Required task: Track down the lines that contain "this" and copy them.

Given entries:
>>>
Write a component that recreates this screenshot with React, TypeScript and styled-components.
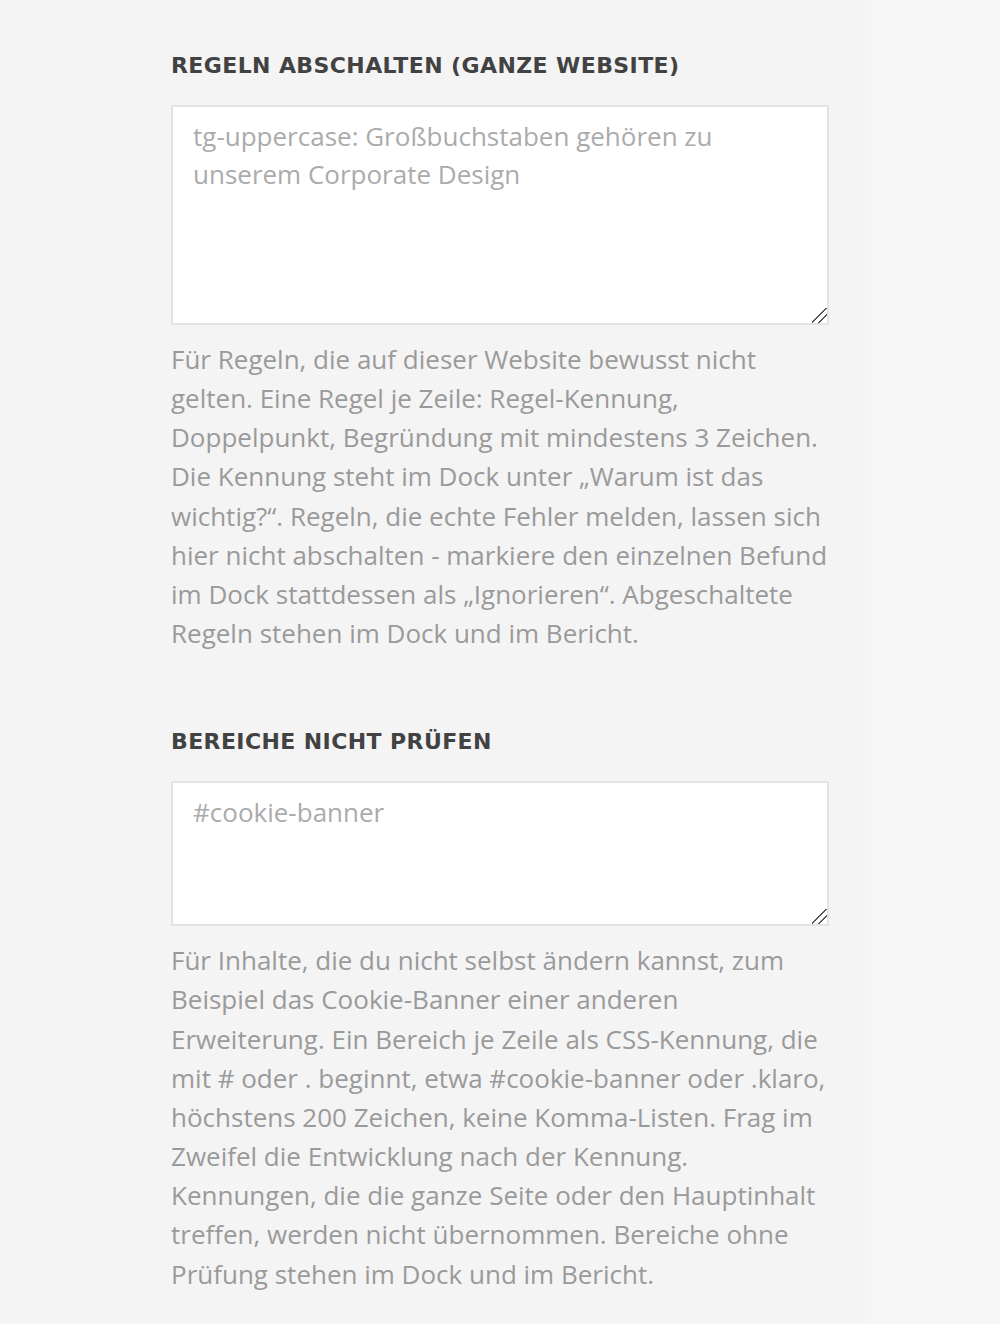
<<<
>>>
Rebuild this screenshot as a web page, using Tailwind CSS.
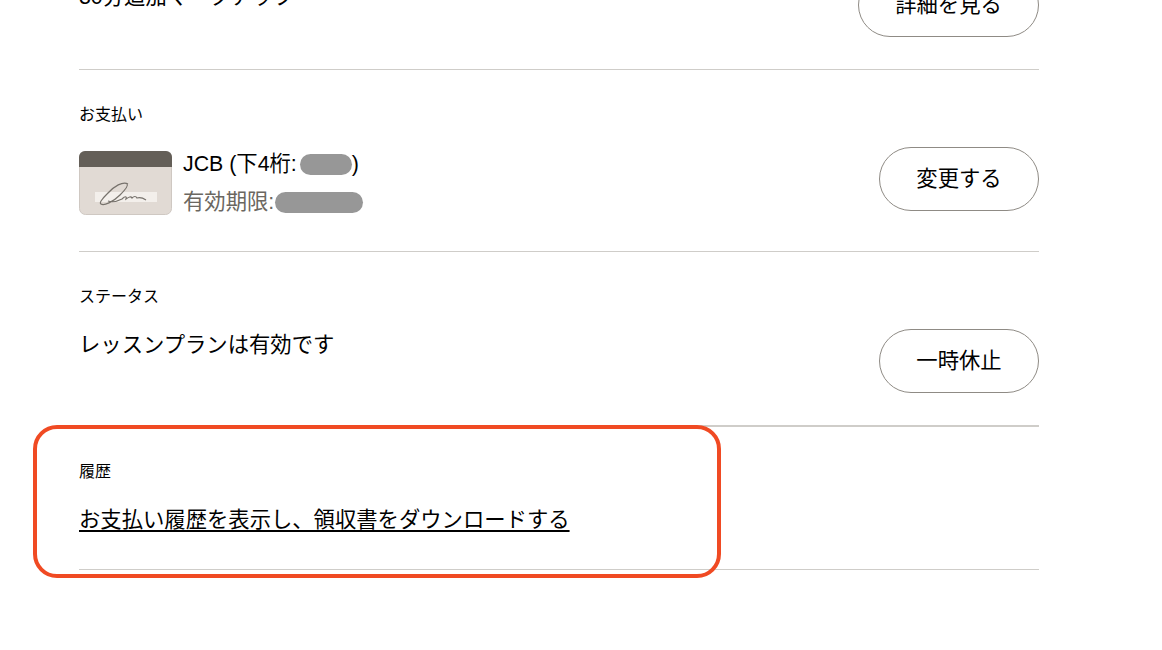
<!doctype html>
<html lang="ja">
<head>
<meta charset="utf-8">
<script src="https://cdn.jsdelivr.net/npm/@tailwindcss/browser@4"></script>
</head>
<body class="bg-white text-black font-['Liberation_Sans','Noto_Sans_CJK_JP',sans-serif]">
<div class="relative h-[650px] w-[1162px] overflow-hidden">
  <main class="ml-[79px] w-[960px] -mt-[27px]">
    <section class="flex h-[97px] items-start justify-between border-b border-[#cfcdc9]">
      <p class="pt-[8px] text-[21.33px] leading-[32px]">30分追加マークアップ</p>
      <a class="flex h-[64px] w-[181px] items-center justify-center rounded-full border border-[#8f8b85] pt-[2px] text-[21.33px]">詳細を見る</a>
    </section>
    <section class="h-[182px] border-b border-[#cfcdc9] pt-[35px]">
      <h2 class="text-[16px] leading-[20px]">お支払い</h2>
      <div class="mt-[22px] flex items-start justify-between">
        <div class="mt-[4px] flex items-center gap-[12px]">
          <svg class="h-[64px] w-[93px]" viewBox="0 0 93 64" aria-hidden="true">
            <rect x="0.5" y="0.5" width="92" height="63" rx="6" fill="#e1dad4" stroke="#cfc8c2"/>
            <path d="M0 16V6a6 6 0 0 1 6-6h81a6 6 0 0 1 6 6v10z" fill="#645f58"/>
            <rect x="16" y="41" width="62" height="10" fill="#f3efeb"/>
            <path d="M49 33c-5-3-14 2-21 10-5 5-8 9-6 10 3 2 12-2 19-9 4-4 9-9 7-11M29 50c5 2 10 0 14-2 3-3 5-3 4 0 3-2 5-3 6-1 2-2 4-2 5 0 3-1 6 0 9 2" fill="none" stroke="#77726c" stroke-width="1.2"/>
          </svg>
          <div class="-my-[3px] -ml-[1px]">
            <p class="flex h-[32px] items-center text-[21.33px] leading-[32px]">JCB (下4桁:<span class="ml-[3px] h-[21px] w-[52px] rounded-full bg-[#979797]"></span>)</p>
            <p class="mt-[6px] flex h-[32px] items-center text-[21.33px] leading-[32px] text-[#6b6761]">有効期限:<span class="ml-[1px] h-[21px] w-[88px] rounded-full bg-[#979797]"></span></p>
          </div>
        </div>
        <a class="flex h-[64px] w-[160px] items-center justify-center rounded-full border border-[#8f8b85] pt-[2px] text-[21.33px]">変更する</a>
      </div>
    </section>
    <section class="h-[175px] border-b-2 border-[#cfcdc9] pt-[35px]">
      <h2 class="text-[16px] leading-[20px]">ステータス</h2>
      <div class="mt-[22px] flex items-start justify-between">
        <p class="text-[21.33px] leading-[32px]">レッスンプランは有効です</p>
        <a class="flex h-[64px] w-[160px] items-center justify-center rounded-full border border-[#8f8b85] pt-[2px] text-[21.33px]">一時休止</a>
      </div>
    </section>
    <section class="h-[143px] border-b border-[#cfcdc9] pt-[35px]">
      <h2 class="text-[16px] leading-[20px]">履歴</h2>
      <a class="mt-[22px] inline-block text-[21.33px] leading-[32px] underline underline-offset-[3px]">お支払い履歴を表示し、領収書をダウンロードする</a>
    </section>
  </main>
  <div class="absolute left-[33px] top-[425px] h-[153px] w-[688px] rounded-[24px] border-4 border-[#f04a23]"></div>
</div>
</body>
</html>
<<<
Finished exercise:
Write a component that recreates this screenshot with React, TypeScript and styled-components.
Rebuild this screenshot as a web page, using Tailwind CSS.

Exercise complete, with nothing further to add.